Nonetheless, the SRO solution has been an affordable one for the TDSB, which has been plagued by massive budget shortfalls for years. The SRO program is funded through the Toronto police budget, which is determined by the City of Toronto.
Falconer balked at the notion that the SRO is a cheap solution compared to hiring a slew of outreach workers. He said school safety is not a matter of affordability but of necessity.
"This isn't about what you get for free, it would be a very scary analysis to say police officers are the best bargain you can get," he said. "If these kids need help, it's obvious then to put sufficient resources in the system."
For now, the program is here to stay, said Pugash, adding that Toronto police and the TDSB are always open to hearing from the community about their concerns and suggestions.

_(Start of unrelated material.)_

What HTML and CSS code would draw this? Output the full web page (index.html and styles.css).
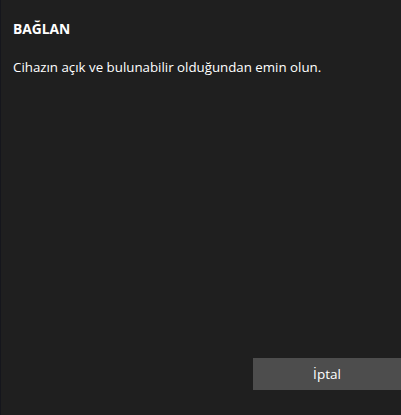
FILE: index.html
```html
<!DOCTYPE html>
<html lang="tr">
<head>
<meta charset="utf-8">
<link rel="stylesheet" href="styles.css">
</head>
<body>
<div class="dialog">
  <div class="content">
    <h1 class="title">BAĞLAN</h1>
    <p class="message">Cihazın açık ve bulunabilir olduğundan emin olun.</p>
  </div>
  <div class="actions">
    <button class="btn">İptal</button>
  </div>
</div>
</body>
</html>
```
FILE: styles.css
```css
html, body {
  margin: 0;
  padding: 0;
  width: 401px;
  height: 415px;
  background: #1f1f1f;
  overflow: hidden;
}
.dialog {
  box-sizing: border-box;
  width: 401px;
  height: 415px;
  border-left: 1px solid #15161c;
  display: flex;
  flex-direction: column;
  font-family: "Open Sans", "Noto Sans", sans-serif;
  color: #ffffff;
}
.content {
  flex: 1;
  padding: 19px 12px 0 12px;
}
.title {
  margin: 0;
  font-size: 13.8px;
  font-weight: 700;
  line-height: 20px;
}
.message {
  margin: 18px 0 0 0;
  font-size: 13.3px;
  line-height: 20px;
}
.actions {
  display: flex;
  justify-content: flex-end;
  padding-bottom: 25px;
}
.btn {
  width: 148px;
  height: 32px;
  border: none;
  background: #4d4d4d;
  color: #ffffff;
  font-family: inherit;
  font-size: 13.5px;
  padding: 0;
}
```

Police and TDSB officials were at a student-led protest at Northern Secondary School earlier this week that focused on some of the concerns around the SRO program.
The protest was held after a student at the school got into an altercation with the school resource officer on school property. The incident was videotaped and put on YouTube, an online file-sharing site.
That video is what thrust the issue of police in schools into the spotlight once again. Students raised questions about the validity of the SRO program and whether it is making any progress in reaching out to Toronto's disengaged youth.
A community activist group called NO COPS (Neighbourhood Organized Coalition Opposed to Police in Schools) is trying to round up students across the city to protest the SRO program once again on November 5.